Турецкий беспомощно огляделся: нет ли в комнате чего-нибудь, что могло бы послужить носилками? Страшно было трогать Юру Гордеева с места, но и оставлять его на этой кровати из кошмаров до прибытия «скорой помощи», которой придется забрать не одного, а двух пациентов, он не хотел. Как его перенести: на матрасе? Вместе с кроватью? Наиболее подходящий вариант — одеяло: следовало надеяться, достаточно прочное, чтобы выдержать уменьшившийся вес тела адвоката. И таким образом, Гордеева поместили в центр расстеленного одеяла, которое, держа за края, шестеро сильных мужчин вынесли за пределы этой комнаты пыток.
Так выносят с поля боя раненых.
47
Едва опустившись в кресло самолета, Дэвид Гросс немедленно извлек из сеточки спальный набор: плед, темные очки на широкой резинке и надувную подушку-полукольцо. Самолет, предназначенный для американских дипломатических работников, сулил много радостей для временно пребывающих в полете. Можно было заказать блюда по выбору, пролистать свежую прессу на двух языках, посмотреть телевизор. Удобные кресла позволяли также работать с бумагами или ноутбуком без малейших помех. Тем не менее Дэвид Гросс еще до того, как шасси самолета оторвалось от взлетной полосы, поспешил нацепить на себя спальную амуницию. Нет, он не страдал от чрезмерной усталости, и время было вовсе не позднее. Дэвид Гросс попросту хотел отгородиться пледом и непроницаемыми очками от всего мира. Там, в темноте, он чувствовал себя относительно защищенным. По крайней мере, темные очки гарантируют: никто не станет заглядывать ему в глаза. Необходимость смотреть людям в глаза прежним прямым, честным и непреклонным взглядом, составлявшим немалую часть его слегка тяжеловесного обаяния, в течение последних суток нервировала Гросса.
Позор, позор! Мысль его постоянно возвращалась к одному и тому же эпизоду: праздник на вилле депутата Алоева. Как торжественно его там принимали — и как поспешно выпроваживали! Потайными тропами… Он выбирался между шершавыми заборами, то деревянными, то каменными, топча и ломая заросли вольных сорняков, которых не касалась рука рачительного садовника. Раздавленные сорняки благоухали первобытной, примитивной природой, и Дэвид Гросс, несмотря на панику, вдруг остро припомнил, что равный по пряной дикости запах он обонял только в возрасте двенадцати лет, на ферме у дяди, после того как взошла самая крупная в его жизни луна.

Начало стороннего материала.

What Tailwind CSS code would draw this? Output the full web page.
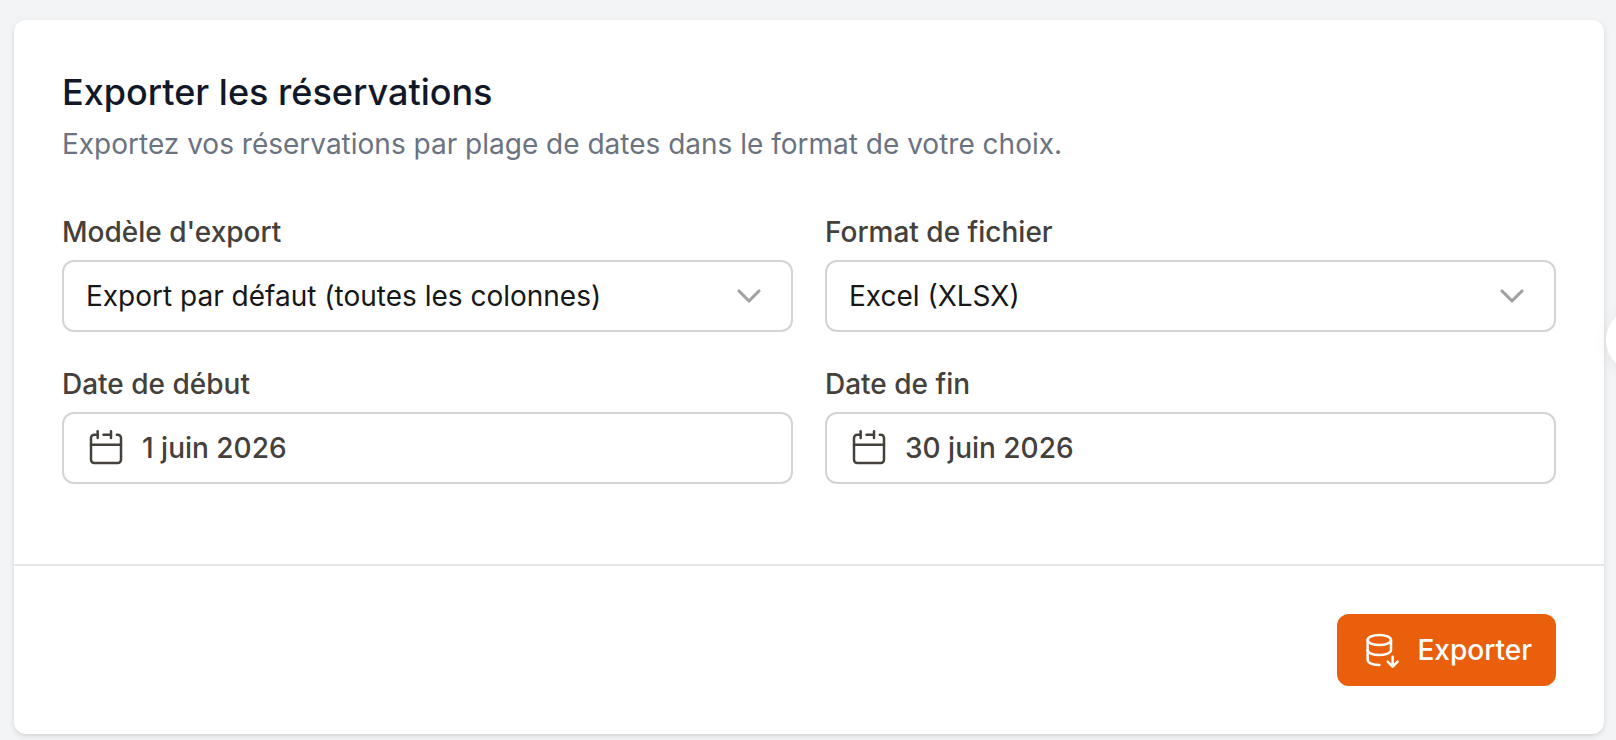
<!DOCTYPE html>
<html lang="fr">
<head>
    <meta charset="UTF-8">
    <meta name="viewport" content="width=device-width, initial-scale=1.0">
    <title>Exporter les réservations</title>
    <script src="https://cdn.jsdelivr.net/npm/@tailwindcss/browser@4"></script>
</head>
<body class="relative min-h-screen overflow-hidden bg-gray-100 pt-5 pr-3 pb-1.5 pl-3.5 font-['Inter',sans-serif] text-[28px] leading-10">
    <form class="rounded-xl bg-white shadow-[0_2px_6px_rgba(0,0,0,0.1),0_2px_4px_-2px_rgba(0,0,0,0.1)]" onsubmit="return false">
        <div class="px-12 pt-12 pb-20">
            <h1 class="text-4xl leading-12 font-medium text-[#111827]">Exporter les réservations</h1>
            <p class="mt-2 text-[#6b7280]">Exportez vos réservations par plage de dates dans le format de votre choix.</p>

            <div class="mt-12 grid grid-cols-2 gap-8">
                <div>
                    <label for="template" class="block font-medium text-[#44403c]">Modèle d'export</label>
                    <div class="relative mt-2">
                        <select id="template" class="block h-18 w-full appearance-none rounded-xl border-2 border-neutral-300 bg-white pr-18 pl-[22px] text-neutral-900">
                            <option>Export par défaut (toutes les colonnes)</option>
                        </select>
                        <svg class="pointer-events-none absolute top-4 right-6 size-10 text-neutral-400" viewBox="0 0 24 24" fill="none" stroke="currentColor" stroke-width="1.9" stroke-linecap="round" stroke-linejoin="round"><path d="M6 9l6 6 6-6"/></svg>
                    </div>
                </div>

                <div>
                    <label for="format" class="block font-medium text-[#44403c]">Format de fichier</label>
                    <div class="relative mt-2">
                        <select id="format" class="block h-18 w-full appearance-none rounded-xl border-2 border-neutral-300 bg-white pr-18 pl-[22px] text-neutral-900">
                            <option>Excel (XLSX)</option>
                        </select>
                        <svg class="pointer-events-none absolute top-4 right-6 size-10 text-neutral-400" viewBox="0 0 24 24" fill="none" stroke="currentColor" stroke-width="1.9" stroke-linecap="round" stroke-linejoin="round"><path d="M6 9l6 6 6-6"/></svg>
                    </div>
                </div>

                <div>
                    <label for="start" class="block font-medium text-[#44403c]">Date de début</label>
                    <div class="mt-2 flex h-18 items-center gap-4 rounded-xl border-2 border-neutral-300 bg-white px-[22px] text-[#44403c]">
                        <svg class="size-10 shrink-0" viewBox="0 0 24 24" fill="none" stroke="currentColor" stroke-width="1.5" stroke-linecap="round" stroke-linejoin="round"><path d="M15 4V2M15 4V6M15 4H10.5M3 10V19C3 20.1046 3.89543 21 5 21H19C20.1046 21 21 20.1046 21 19V10H3Z"/><path d="M3 10V6C3 4.89543 3.89543 4 5 4H7"/><path d="M7 2V6"/><path d="M21 10V6C21 4.89543 20.1046 4 19 4H18.5"/></svg>
                        <input id="start" type="text" value="1 juin 2026" class="w-full min-w-0 font-medium outline-none">
                    </div>
                </div>

                <div>
                    <label for="end" class="block font-medium text-[#44403c]">Date de fin</label>
                    <div class="mt-2 flex h-18 items-center gap-4 rounded-xl border-2 border-neutral-300 bg-white px-[22px] text-[#44403c]">
                        <svg class="size-10 shrink-0" viewBox="0 0 24 24" fill="none" stroke="currentColor" stroke-width="1.5" stroke-linecap="round" stroke-linejoin="round"><path d="M15 4V2M15 4V6M15 4H10.5M3 10V19C3 20.1046 3.89543 21 5 21H19C20.1046 21 21 20.1046 21 19V10H3Z"/><path d="M3 10V6C3 4.89543 3.89543 4 5 4H7"/><path d="M7 2V6"/><path d="M21 10V6C21 4.89543 20.1046 4 19 4H18.5"/></svg>
                        <input id="end" type="text" value="30 juin 2026" class="w-full min-w-0 font-medium outline-none">
                    </div>
                </div>
            </div>
        </div>

        <div class="flex justify-end border-t-2 border-neutral-200 px-12 py-12">
            <button type="submit" class="flex h-18 items-center gap-4 rounded-xl bg-[#ea5f0c] px-6 font-medium text-white hover:bg-orange-700">
                <svg class="size-10" viewBox="0 0 24 24" fill="none" stroke="currentColor" stroke-width="1.5" stroke-linecap="round" stroke-linejoin="round"><ellipse cx="11" cy="6" rx="7" ry="3"/><path d="M18 6v6c0 1.66-3.13 3-7 3s-7-1.34-7-3"/><path d="M4 6v12c0 1.66 3.13 3 7 3"/><path d="M19 16v6m0 0 3-3m-3 3-3-3"/></svg>
                Exporter
            </button>
        </div>
    </form>

    <!-- floating button, mostly off the right edge -->
    <button type="button" aria-label="Aide" class="absolute top-[308px] left-[calc(100%-10px)] size-16 rounded-full bg-white shadow-[0_2px_16px_rgba(0,0,0,0.06)]"></button>
</body>
</html>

Лунный свет, обычно сопутствующий беглецам, не желал скрашивать одиночество Дэвида Гросса, и он спотыкался в темноте. Порвал правую брючину, рассадил икру о завиток толстой медной проволоки, торчащей из земли, наступил во что-то скользкое — во что именно, принюхиваться он на сей раз не пожелал. Обтрепанный, слегка окровавленный, не сказать чтобы невредимый, но, в общем, более или менее целый, Гросс выбрался к станции — как раз в тот момент, когда к платформе подползала, будя перловский мрак огнями, электричка. Последние три метра забега превратились в потрясающий финал, потребовавший сверхчеловеческого напряжения, и Гросс отметил с холодным, как бы не имеющим к нему отношения юмором, что в данный момент от анаболиков не отказался бы даже он. В вагоне, рухнув на обитое жесткой кожей сиденье, Дэвид первым делом схватился за пульс. Пульса не было.
«Ну точно, — заполняя той же холодной юмористической отстраненностью мучительные секунды, подумал Дэвид Гросс, — я же умер. Такая чепуха не имеет права происходить со мной, это предсмертный бред. Или… как звучит это русское религиозное слово?.. муты… мыта… мытурства? Загробные странствия души…»
Пульс появился не сразу, но все-таки появился. В течение двух-трех минут сердце колотилось о грудную клетку так, словно хотело разбить изнутри свою костную тюрьму. По истечении этого срока Гросс оказался снова способен контактировать с внешней средой и немедленно выяснил, что поезд едет не в Москву, а, наоборот, от нее удаляется. Как назло, у торгпреда США совершенно не было при себе русских денег! Ни на покупку билета, ни на выплату штрафа — на его счастье или несчастье, контролеры в такое позднее время обычно по вагонам не шастают, а пьют себе чай в семейном тепле и уюте. За окнами разворачивалась вдоль и вширь однообразная, таинственная, страшная Россия-во-мгле, кое-где разжиженная пристанционным голубоватым люминесцирующим сиянием и разноцветными огоньками городков Подмосковья. Почему только дипломатам не дают уроков поездки на туземном транспорте?